Nick T. Catranis and Ethel Catranis own a shopping center adjacent to the Masland building and own the fee of the property that is subject to Magna's easement.

Without the consent of Magna, the Catranises leased to First Southern Federal Savings and Loan Association a portion of the property that is subservient to Magna's easement, for First Southern's use as an automatic teller kiosk. The kiosk was constructed and is presently in operation. Magna filed suit to enjoin the maintenance and continuance of this kiosk and for an accounting for the rents or sums paid and received by the Catranises for the erection and use of the kiosk "in violation of and interference with `Magna, Inc.'s' easements for free and untrammeled parking for tenants, customers, employees and the public."

Magna filed a motion for summary judgment. All of the pertinent deeds and leases, and the deposition and affidavit of Bankruptcy Judge G.B. Kahn (an officer, director, and stockholder of Magna) were before the trial court for its consideration in ruling on this motion. An affidavit of Mr. Catranis was filed in opposition to the motion. In this affidavit he stated that, since the construction of the kiosk, there has been adequate parking to meet the parking needs of Magna's tenant; that at no time has the parking area been filled to capacity; and that the access drives and curb cuts to Azalea Road have not been changed. The trial court found that Magna was not entitled to the relief prayed for, since the parking area available on the property subject to Magna's easement is many times greater than the amount of parking needed or used by Magna's tenant, and because the kiosk, which occupies approximately eight (8) parking spaces has not interfered with either access or parking. The trial court dismissed Magna's complaint with prejudice. This ruling was made final pursuant to Rule 54(b), Ala.R. Civ.P. Magna appeals. We reverse and remand.

An easement is property, 2 Thompson on Real Property 3, § 315 (1980); 2 American Law of Property 236, §§ 8, 10 (1952); and it comes within the constitutional provision that no person shall be deprived of his property without due process. Thompson v. Andrews, 39 S.D. 477, 165 N.W. 9 (1917).

The owner of a servient estate must abstain from acts interfering with or inconsistent with the proper enjoyment of the easement by the owner of the dominant estate. Snider v. Alabama Power Co., 346 So. 2d 946 (Ala.1977); Alabama Power Co. v. Martin, 341 So. 2d 695 (Ala.1977). The fact that an obstruction to an easement is of a minor degree furnishes no standard for justification if the obstruction clearly interferes with the enjoyment of the easement. Brown v.

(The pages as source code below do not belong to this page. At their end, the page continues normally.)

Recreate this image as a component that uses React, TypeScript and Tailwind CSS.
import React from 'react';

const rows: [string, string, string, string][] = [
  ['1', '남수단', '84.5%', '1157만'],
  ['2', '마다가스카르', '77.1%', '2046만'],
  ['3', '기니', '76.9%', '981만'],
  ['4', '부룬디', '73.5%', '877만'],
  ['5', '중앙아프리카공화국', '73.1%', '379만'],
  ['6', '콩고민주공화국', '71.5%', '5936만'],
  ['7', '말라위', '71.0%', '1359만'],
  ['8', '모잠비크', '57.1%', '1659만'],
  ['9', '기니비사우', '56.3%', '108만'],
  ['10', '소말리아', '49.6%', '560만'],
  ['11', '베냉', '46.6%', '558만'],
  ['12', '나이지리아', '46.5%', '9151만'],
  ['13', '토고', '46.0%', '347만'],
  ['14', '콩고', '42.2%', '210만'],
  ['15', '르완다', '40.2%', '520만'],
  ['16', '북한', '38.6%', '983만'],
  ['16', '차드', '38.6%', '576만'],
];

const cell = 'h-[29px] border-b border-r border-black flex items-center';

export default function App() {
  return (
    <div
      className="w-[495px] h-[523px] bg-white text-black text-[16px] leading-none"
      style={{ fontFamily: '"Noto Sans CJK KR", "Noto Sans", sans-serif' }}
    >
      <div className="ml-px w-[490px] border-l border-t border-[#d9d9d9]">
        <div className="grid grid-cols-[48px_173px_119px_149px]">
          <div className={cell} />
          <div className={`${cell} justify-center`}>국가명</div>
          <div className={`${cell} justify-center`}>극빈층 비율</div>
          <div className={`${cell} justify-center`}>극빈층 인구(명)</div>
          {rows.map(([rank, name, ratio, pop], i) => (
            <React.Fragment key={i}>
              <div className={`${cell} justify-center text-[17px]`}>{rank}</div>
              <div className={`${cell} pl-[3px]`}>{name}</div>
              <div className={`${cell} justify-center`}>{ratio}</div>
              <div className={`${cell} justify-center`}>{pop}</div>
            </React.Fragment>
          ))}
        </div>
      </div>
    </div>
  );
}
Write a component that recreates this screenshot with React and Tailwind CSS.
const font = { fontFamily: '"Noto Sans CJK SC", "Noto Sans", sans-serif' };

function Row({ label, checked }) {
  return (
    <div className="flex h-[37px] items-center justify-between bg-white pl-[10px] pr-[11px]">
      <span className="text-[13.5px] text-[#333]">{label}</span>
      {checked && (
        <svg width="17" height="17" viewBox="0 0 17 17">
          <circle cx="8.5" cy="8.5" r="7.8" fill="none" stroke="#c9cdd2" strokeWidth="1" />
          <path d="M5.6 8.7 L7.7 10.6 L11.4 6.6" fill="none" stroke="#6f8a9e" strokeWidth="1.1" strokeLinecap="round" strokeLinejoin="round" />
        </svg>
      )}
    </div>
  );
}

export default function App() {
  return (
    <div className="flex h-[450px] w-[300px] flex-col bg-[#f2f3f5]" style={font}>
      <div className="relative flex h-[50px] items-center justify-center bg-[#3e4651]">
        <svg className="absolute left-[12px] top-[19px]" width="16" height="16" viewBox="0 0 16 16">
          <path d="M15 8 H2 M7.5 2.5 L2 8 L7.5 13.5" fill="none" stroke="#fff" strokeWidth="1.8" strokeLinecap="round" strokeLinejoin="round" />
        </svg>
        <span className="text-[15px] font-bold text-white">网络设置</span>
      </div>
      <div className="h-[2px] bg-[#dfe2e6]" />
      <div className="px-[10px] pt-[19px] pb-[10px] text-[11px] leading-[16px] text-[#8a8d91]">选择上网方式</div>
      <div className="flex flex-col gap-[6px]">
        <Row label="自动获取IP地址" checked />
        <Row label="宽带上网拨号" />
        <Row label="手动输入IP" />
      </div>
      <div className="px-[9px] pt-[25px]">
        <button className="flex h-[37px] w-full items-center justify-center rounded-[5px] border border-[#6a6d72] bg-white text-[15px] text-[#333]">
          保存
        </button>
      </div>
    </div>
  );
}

Alabama Power Co., 275 Ala. 467, 471, 156 So. 2d 153, 157 (1963).

Magna and its licensees, invitees, tenants, successors, and assigns, have the non-exclusive right to use each square foot *914 of the property on which it has an easement for ingress and egress and parking of vehicles. This is a property right. Our respect for property rights will not permit us to diminish or reduce Magna's rights simply because neither Magna nor its tenant needs all the property to which it has property rights. Certainly, our federal and state constitutions protect such rights and would prohibit judicial deprivation or diminution of such rights based solely upon a judicial determination of an owner's lack of need for such property. The implications of a contrary result would be frightening.

The Catranises had no right to lease a portion of the property subject to Magna's easement relieved of the burden imposed upon the property by that easement, without the consent of Magna. The trial court erred when it dismissed this cause.

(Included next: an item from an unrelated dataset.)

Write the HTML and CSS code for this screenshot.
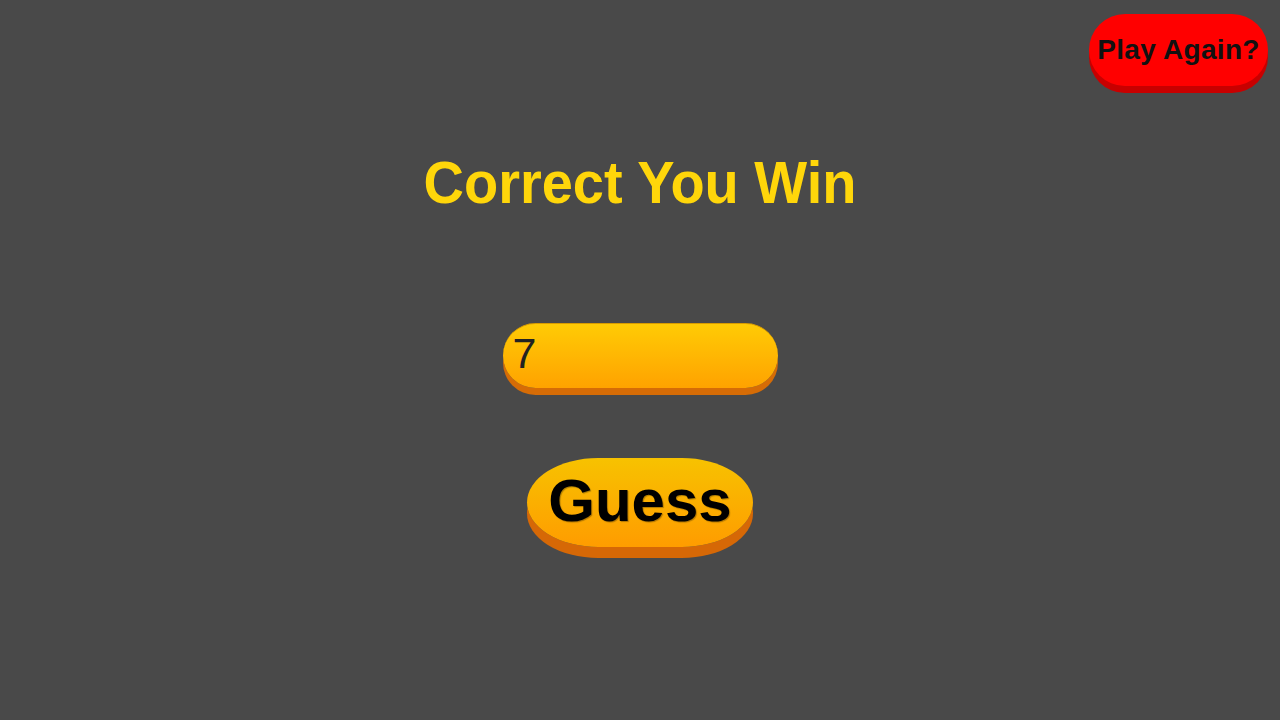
FILE: index.html
```html
<!DOCTYPE html>
<html lang="en">
<head>
<meta charset="utf-8">
<title>Guess the Number</title>
<link rel="stylesheet" href="styles.css">
</head>
<body>
<button class="play-again" type="button">Play Again?</button>
<main class="game">
  <h1 class="result">Correct You Win</h1>
  <input class="guess-input" type="text" value="7">
  <button class="guess-btn" type="button">Guess</button>
</main>
</body>
</html>
```
FILE: styles.css
```css
html, body {
  margin: 0;
  padding: 0;
  height: 100%;
}
body {
  background: #494949;
  font-family: "Liberation Sans", Arial, sans-serif;
  overflow: hidden;
  position: relative;
}
.game {
  display: flex;
  flex-direction: column;
  align-items: center;
  padding-top: 153px;
}
.result {
  margin: 0;
  font-size: 56px;
  line-height: 60px;
  height: 61px;
  font-weight: bold;
  color: #ffd60a;
  transform: scaleY(1.06);
}
.guess-input {
  box-sizing: border-box;
  margin-top: 109px;
  width: 275px;
  height: 65px;
  border: none;
  border-top: 1px solid #d99c00;
  border-radius: 33px;
  background: linear-gradient(#ffcb05, #ffa200);
  box-shadow: 0 7px 0 #d66c06;
  padding: 0 10px 5px 10px;
  font-family: "Liberation Sans", Arial, sans-serif;
  font-size: 43px;
  color: #222;
  outline: none;
}
.guess-btn {
  box-sizing: border-box;
  margin-top: 70px;
  width: 226px;
  height: 89px;
  border: none;
  border-radius: 72px / 45px;
  background: linear-gradient(#f7c200, #ff9c00);
  box-shadow: 0 11px 0 #d66806;
  font-family: "Liberation Sans", Arial, sans-serif;
  font-weight: bold;
  font-size: 60px;
  color: #000;
  text-shadow: 1px 1px 1px rgba(0, 0, 0, 0.3);
  padding: 0 0 4px;
  cursor: pointer;
}
.play-again {
  position: absolute;
  top: 14px;
  right: 12px;
  box-sizing: border-box;
  width: 179px;
  height: 72px;
  border: none;
  border-radius: 36px;
  background: #ff0000;
  box-shadow: 0 7px 0 #c80000;
  font-family: "Liberation Sans", Arial, sans-serif;
  font-weight: bold;
  font-size: 28px;
  letter-spacing: 0.3px;
  color: #111;
  padding: 0;
  white-space: nowrap;
  cursor: pointer;
}
```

The proper measure of damages, if any, is "the injury sustained by plaintiff through the loss of use of the easement during continuance of the obstruction," 25 Am.Jur.2d, Easements and Licenses § 122 (1963). Magna would not be entitled to a proportionate amount of the rent paid to the Catranises by First Southern Federal. Magna is not a party to the lease and would have no standing to sue to enforce this contract. Rush v. Thomas Duckett Construction Co., 380 So. 2d 762 (Ala. 1979). Nor could Magna recover a proportionate amount of such rent under a third-party beneficiary theory, for, to so recover, Magna would have to establish that the contract was for its direct, as opposed to its incidental, benefit. Mills v. Welk, 470 So. 2d 1226, 1228 (Ala.1985); Haddox v. First Alabama Bank, 449 So. 2d 1226, 1229 (Ala.1984).

The judgment is reversed and the cause remanded for action consistent with this opinion.

REVERSED AND REMANDED.

MADDOX, ALMON, BEATTY and ADAMS, JJ., concur.